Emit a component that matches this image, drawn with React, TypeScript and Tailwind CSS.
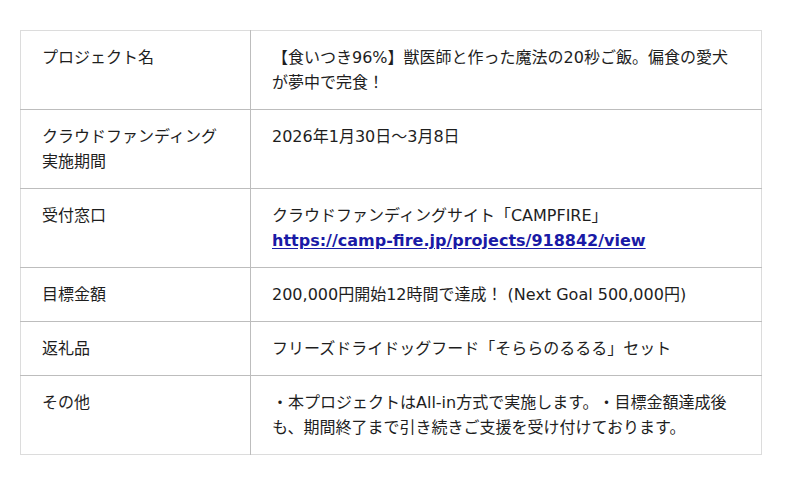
import React from "react";

type Row = {
  label: React.ReactNode;
  value: React.ReactNode;
};

const rows: Row[] = [
  {
    label: "プロジェクト名",
    value: "【食いつき96%】獣医師と作った魔法の20秒ご飯。偏食の愛犬が夢中で完食！",
  },
  {
    label: (
      <>
        クラウドファンディング
        <br />
        実施期間
      </>
    ),
    value: "2026年1月30日〜3月8日",
  },
  {
    label: "受付窓口",
    value: (
      <>
        クラウドファンディングサイト「CAMPFIRE」
        <br />
        <a
          href="#"
          className="font-bold text-[#1a1aa6] underline underline-offset-2"
        >
          https://camp-fire.jp/projects/918842/view
        </a>
      </>
    ),
  },
  {
    label: "目標金額",
    value: "200,000円開始12時間で達成！ (Next Goal 500,000円)",
  },
  {
    label: "返礼品",
    value: "フリーズドライドッグフード「そららのるるる」セット",
  },
  {
    label: "その他",
    value:
      "・本プロジェクトはAll-in方式で実施します。・目標金額達成後も、期間終了まで引き続きご支援を受け付けております。",
  },
];

export default function App() {
  return (
    <div className="min-h-[485px] w-[800px] bg-white px-5 pt-[30px] font-['DejaVu_Sans','Noto_Sans_CJK_JP',sans-serif] text-[16px] leading-[25px] text-[#1e1e1e] [text-spacing-trim:space-all]">
      <table className="w-[742px] table-fixed border-collapse border border-[#dcdcdc]">
        <colgroup>
          <col className="w-[230px]" />
          <col />
        </colgroup>
        <tbody>
          {rows.map((row, i) => (
            <tr key={i} className="border-t border-[#bdbdbd] first:border-t-0">
              <td className="border-r border-[#bdbdbd] px-[21px] py-[14px] align-top">
                {row.label}
              </td>
              <td className="px-[21px] py-[14px] align-top">{row.value}</td>
            </tr>
          ))}
        </tbody>
      </table>
    </div>
  );
}
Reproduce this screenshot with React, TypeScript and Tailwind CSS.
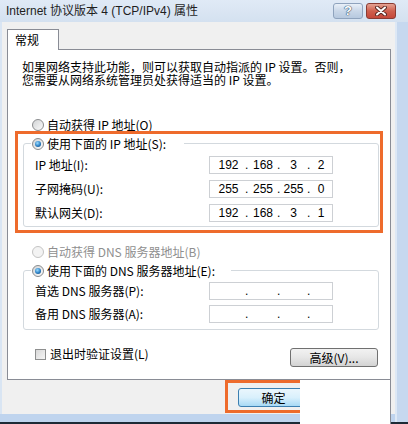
import React from "react"

function Radio({ checked, disabled }: { checked?: boolean; disabled?: boolean }) {
	return (
		<span
			className={`w-[12px] h-[12px] shrink-0 rounded-full border flex items-center justify-center ${
				disabled
					? "border-[#c4c4c4] bg-[#f3f3f3]"
					: "border-[#8a8c8e] bg-linear-to-br from-[#d2d4d6] to-[#fafafa]"
			}`}
		>
			{checked && (
				<span className="w-[6px] h-[6px] rounded-full bg-[radial-gradient(circle_at_40%_35%,#9bdcff,#2a7fc4_55%,#0d3b6b)]" />
			)}
		</span>
	)
}

function IpInput({ parts }: { parts?: string[] }) {
	const p = parts ?? ["", "", "", ""]
	return (
		<div className="w-[124px] h-[18px] border border-[#cdd0d4] bg-white grid grid-cols-[35px_4px_28px_3px_27px_3px_1fr] items-center text-[12px] leading-none text-black [font-family:'Liberation_Sans',sans-serif]">
			<span className="text-center pl-[2px]">{p[0]}</span>
			<span>.</span>
			<span className="text-center">{p[1]}</span>
			<span>.</span>
			<span className="text-center">{p[2]}</span>
			<span>.</span>
			<span className="text-center">{p[3]}</span>
		</div>
	)
}

function Row({ label, parts }: { label: string; parts?: string[] }) {
	return (
		<div className="flex items-center h-[18px] pl-[11px]">
			<span className="w-[174px] shrink-0">{label}</span>
			<IpInput parts={parts} />
		</div>
	)
}

function Group({ legend, children, legendPad }: { legend: string; children: React.ReactNode; legendPad: string }) {
	return (
		<fieldset className="w-[356px] border border-[#d3d9de] rounded-[3px]">
			<legend className={`ml-[7px] pl-[1px] ${legendPad} h-[13px] flex items-center gap-[3px]`}>
				<Radio checked />
				<span>{legend}</span>
			</legend>
			{children}
		</fieldset>
	)
}

export default function App() {
	return (
		<div className="w-[408px] h-[424px] overflow-hidden flex flex-col text-[12px] leading-[12px] text-black [font-family:'Noto_Sans_CJK_SC',sans-serif] bg-[#c6d8ef]">
			{/* title bar */}
			<div className="h-[22px] shrink-0 flex items-center bg-linear-to-b from-[#e0eaf6] to-[#d4e1f0] pl-[6px] pr-[12px]">
				<span className="text-[12px] [font-family:'Liberation_Sans','Noto_Sans_CJK_SC',sans-serif] text-[#1e1e1e]">
					Internet 协议版本 4 (TCP/IPv4) 属性
				</span>
				<div className="flex-1" />
				<div className="w-[30px] h-[16px] rounded-[3px] border border-[#8fa3bd] bg-linear-to-b from-[#e9f0f8] via-[#c9d7e8] to-[#b7c9df] flex items-center justify-center text-[13px] font-bold text-white [text-shadow:0_0_1px_#34506e,0_0_1px_#34506e,0_0_1px_#34506e] [font-family:'Liberation_Sans',sans-serif]">
					?
				</div>
				<div className="ml-[3px] w-[30px] h-[16px] rounded-[3px] border border-[#8a3b32] bg-linear-to-b from-[#e4a293] via-[#cf5f4d] to-[#c5483a] flex items-center justify-center">
					<svg width="12" height="10" viewBox="0 0 12 10">
						<path d="M2 1.5 L10 8.5 M10 1.5 L2 8.5" stroke="#5a2a24" strokeWidth="4" strokeLinecap="round" />
						<path d="M2 1.5 L10 8.5 M10 1.5 L2 8.5" stroke="#ffffff" strokeWidth="2" strokeLinecap="round" />
					</svg>
				</div>
			</div>

			<div className="flex flex-1">
				<div className="w-[395px] flex flex-col">
					{/* client area */}
					<div className="h-[358px] flex bg-[#f0f0f0] border-l-2 border-[#d9e5f3]">
						<div className="pl-[5px] pt-[7px] flex flex-col">
							<div className="relative z-10 -mb-px w-[52px] h-[21px] border border-b-0 border-[#898c95] bg-white pl-[7px] flex items-center">
								常规
							</div>
							<div className="w-[384px] h-[331px] border border-[#898c95] bg-white flex flex-col">
								<div className="pt-[10px] pl-[14px] leading-[13px]">
									<p>如果网络支持此功能，则可以获取自动指派的 IP 设置。否则，</p>
									<p>您需要从网络系统管理员处获得适当的 IP 设置。</p>
								</div>
								<div className="mt-[32px] ml-[24px] h-[13px] flex items-center gap-[3px]">
									<Radio />
									<span>自动获得 IP 地址(O)</span>
								</div>
								<div className="ml-[7px] w-[368px] border-[3px] border-[#ee6b2c] pt-[3px] pb-[3px] pl-[5px]">
									<Group legend="使用下面的 IP 地址(S):" legendPad="pr-[18px]">
										<div className="pt-[6px] pb-[4px] flex flex-col gap-[6px]">
											<Row label="IP 地址(I):" parts={["192", "168", "3", "2"]} />
											<Row label="子网掩码(U):" parts={["255", "255", "255", "0"]} />
											<Row label="默认网关(D):" parts={["192", "168", "3", "1"]} />
										</div>
									</Group>
								</div>
								<div className="mt-[12px] ml-[24px] h-[13px] flex items-center gap-[3px] text-[#8f8f8f]">
									<Radio disabled />
									<span>自动获得 DNS 服务器地址(B)</span>
								</div>
								<div className="mt-[6px] ml-[15px]">
									<Group legend="使用下面的 DNS 服务器地址(E):" legendPad="pr-[16px]">
										<div className="pt-[5px] pb-[6px] flex flex-col gap-[5px]">
											<Row label="首选 DNS 服务器(P):" />
											<Row label="备用 DNS 服务器(A):" />
										</div>
									</Group>
								</div>
								<div className="mt-[18px] flex items-start pl-[27px] pr-[12px]">
									<div className="flex items-center gap-[4px] h-[12px]">
										<span className="w-[11px] h-[11px] border border-[#8e8f8f] bg-linear-to-br from-[#d8d8d8] to-[#f6f6f6]" />
										<span>退出时验证设置(L)</span>
									</div>
									<div className="flex-1" />
									<div className="w-[88px] h-[19px] rounded-[3px] border border-[#707070] bg-linear-to-b from-[#f2f2f2] via-[#e6e6e6] to-[#d3d3d3] flex items-center justify-center">
										高级(V)...
									</div>
								</div>
							</div>
						</div>
						<div className="flex-1" />
					</div>

					{/* bottom strip */}
					<div className="h-[44px] flex">
						<div className="w-[300px] flex flex-col">
							<div className="h-[34px] bg-[#f0f0f0] border-l-2 border-[#d9e5f3] pl-[223px]">
								<div className="w-[75px] h-[33px] overflow-hidden border-[3px] border-r-0 border-[#ee6b2c] pt-[5px] pl-[10px]">
									<div className="w-[71px] h-[19px] rounded-[3px] border border-[#3c7fb1] bg-linear-to-b from-[#eaf6fd] via-[#d9f0fc] to-[#a7d9f5] flex items-center justify-center">
										确定
									</div>
								</div>
							</div>
							<div className="h-[8px] bg-[#bfd4ee]" />
							<div className="h-[2px] bg-[#1d2a36]" />
						</div>
						<div className="w-[91px] bg-white border-r border-[#898c95]" />
						<div className="flex-1 flex flex-col">
							<div className="h-[34px] bg-[#f0f0f0]" />
							<div className="h-[8px] bg-[#bfd4ee]" />
							<div className="h-[2px] bg-[#1d2a36]" />
						</div>
					</div>
				</div>
				<div className="flex-1 flex flex-col">
					<div className="flex-1 bg-[#c6d8ef] border-l-2 border-[#dde8f5]" />
					<div className="h-[2px] bg-[#1d2a36]" />
				</div>
			</div>
		</div>
	)
}
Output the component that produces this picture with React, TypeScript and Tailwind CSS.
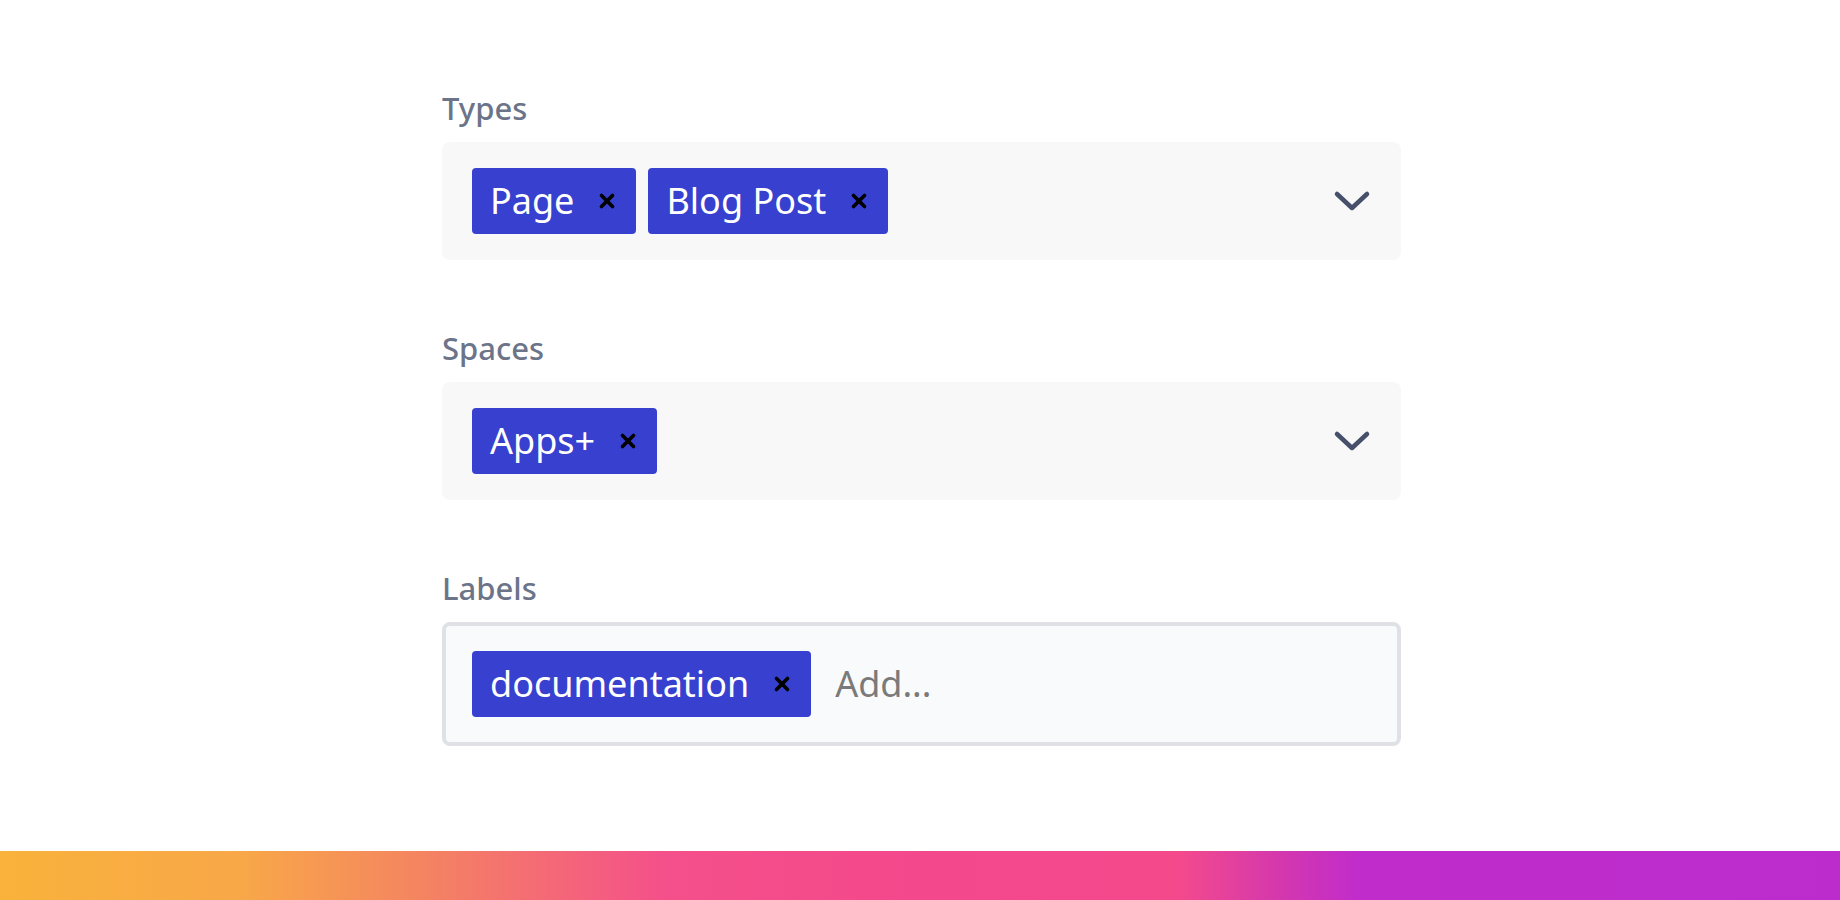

_ _ _ _ _ _ _

Stated task → Search the listing for the word "with". Copy every line in which it occurs.

Solved problem →
Emit a component that matches this image, drawn with React, TypeScript and Tailwind CSS.
Reproduce this screenshot with React, TypeScript and Tailwind CSS.
Output the component that produces this picture with React, TypeScript and Tailwind CSS.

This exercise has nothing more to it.